◆ **Working data**:
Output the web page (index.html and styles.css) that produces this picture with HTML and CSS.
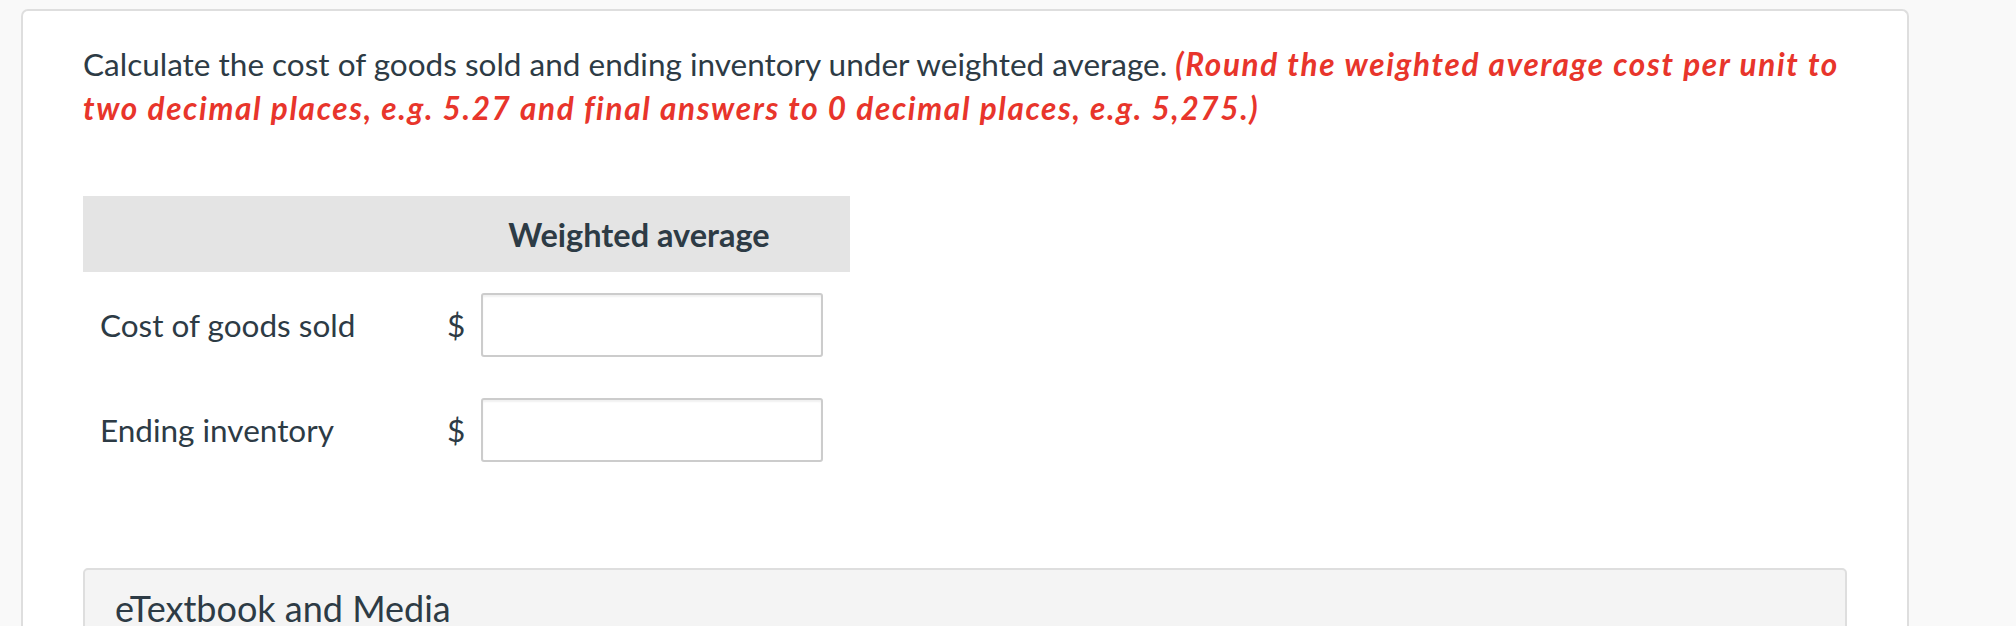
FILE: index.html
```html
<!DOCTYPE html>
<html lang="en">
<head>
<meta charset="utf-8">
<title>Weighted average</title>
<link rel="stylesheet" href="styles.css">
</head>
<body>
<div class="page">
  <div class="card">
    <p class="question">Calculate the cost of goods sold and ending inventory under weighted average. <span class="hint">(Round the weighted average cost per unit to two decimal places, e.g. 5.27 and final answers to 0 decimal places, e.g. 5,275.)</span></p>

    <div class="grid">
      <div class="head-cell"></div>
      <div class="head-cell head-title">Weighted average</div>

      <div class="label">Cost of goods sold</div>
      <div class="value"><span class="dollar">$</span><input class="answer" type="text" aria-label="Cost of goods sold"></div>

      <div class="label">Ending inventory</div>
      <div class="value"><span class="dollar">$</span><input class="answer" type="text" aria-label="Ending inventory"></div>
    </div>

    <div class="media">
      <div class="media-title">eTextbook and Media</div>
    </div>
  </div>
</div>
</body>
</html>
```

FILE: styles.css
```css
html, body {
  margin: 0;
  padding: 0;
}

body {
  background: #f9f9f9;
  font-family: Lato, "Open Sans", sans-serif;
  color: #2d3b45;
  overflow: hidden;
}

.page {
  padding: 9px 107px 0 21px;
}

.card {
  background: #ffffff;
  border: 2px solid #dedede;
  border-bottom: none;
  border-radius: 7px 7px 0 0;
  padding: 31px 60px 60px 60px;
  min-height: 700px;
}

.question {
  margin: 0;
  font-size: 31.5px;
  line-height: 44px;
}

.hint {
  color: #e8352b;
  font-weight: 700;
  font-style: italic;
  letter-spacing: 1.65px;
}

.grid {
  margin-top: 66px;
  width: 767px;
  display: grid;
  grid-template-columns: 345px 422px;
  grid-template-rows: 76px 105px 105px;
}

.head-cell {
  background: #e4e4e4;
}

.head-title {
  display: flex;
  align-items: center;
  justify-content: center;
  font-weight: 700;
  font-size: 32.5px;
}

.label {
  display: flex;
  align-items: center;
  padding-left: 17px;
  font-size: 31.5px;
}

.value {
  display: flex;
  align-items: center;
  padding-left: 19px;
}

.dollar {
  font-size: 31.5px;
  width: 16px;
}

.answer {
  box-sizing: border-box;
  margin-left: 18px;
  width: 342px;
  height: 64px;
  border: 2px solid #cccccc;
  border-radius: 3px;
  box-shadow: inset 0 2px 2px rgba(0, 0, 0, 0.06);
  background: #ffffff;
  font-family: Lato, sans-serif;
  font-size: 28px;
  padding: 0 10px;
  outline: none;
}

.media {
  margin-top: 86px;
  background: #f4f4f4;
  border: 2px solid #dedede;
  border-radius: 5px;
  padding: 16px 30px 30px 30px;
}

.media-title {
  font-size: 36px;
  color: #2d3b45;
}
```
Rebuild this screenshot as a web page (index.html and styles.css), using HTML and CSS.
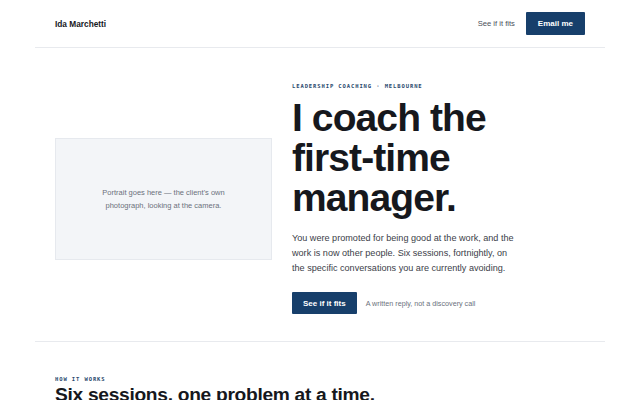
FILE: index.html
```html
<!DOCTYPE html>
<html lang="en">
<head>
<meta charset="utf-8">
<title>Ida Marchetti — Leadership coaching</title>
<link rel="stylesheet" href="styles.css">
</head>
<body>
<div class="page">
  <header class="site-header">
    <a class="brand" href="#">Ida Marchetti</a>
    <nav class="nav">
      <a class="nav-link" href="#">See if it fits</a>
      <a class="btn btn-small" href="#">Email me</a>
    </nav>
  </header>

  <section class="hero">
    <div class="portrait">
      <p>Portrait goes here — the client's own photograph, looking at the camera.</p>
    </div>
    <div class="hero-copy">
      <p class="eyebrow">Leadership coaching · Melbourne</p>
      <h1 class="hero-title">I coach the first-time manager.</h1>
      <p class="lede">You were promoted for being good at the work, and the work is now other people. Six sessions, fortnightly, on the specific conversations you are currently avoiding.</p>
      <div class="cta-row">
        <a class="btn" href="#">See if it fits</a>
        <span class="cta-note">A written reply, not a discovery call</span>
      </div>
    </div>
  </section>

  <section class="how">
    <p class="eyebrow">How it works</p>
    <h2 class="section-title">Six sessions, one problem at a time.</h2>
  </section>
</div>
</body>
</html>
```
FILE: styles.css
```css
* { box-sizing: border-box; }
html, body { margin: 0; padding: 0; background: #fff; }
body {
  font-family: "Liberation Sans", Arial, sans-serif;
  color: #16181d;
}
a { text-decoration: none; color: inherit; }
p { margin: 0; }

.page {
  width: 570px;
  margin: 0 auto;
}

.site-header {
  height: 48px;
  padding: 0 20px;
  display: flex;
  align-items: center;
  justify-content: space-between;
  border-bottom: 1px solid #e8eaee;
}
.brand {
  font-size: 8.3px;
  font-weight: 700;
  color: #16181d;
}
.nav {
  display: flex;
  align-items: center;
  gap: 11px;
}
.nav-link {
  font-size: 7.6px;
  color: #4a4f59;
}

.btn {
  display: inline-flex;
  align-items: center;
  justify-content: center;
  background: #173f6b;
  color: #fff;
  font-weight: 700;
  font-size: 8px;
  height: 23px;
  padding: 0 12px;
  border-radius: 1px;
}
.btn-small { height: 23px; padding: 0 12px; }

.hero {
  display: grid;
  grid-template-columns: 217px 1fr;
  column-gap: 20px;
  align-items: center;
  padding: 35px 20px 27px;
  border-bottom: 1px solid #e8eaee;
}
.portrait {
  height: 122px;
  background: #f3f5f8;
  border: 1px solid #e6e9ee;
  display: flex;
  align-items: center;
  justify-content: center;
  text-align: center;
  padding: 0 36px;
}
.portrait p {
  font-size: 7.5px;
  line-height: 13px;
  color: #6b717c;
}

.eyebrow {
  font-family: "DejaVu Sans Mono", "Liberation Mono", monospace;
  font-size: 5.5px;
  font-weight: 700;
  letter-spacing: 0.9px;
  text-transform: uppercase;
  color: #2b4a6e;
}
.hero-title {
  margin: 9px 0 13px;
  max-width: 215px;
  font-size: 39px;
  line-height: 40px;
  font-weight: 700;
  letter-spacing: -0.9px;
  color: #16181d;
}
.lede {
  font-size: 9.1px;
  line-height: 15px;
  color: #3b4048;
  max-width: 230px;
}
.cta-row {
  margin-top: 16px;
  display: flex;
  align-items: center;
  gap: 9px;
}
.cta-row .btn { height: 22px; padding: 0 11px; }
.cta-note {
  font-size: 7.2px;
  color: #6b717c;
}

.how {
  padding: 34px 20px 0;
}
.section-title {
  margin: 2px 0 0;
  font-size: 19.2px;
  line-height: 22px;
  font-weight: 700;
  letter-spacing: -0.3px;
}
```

---

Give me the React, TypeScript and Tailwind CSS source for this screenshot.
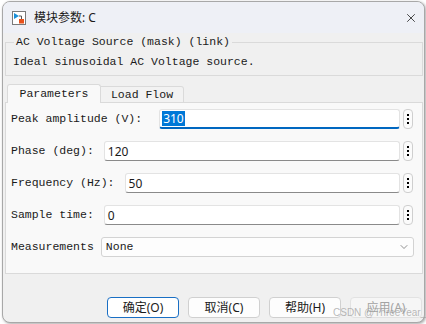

◆ **Directions for this task**: Return nothing except the number of lines that include the string "index".

◆ **Problem solution**: 4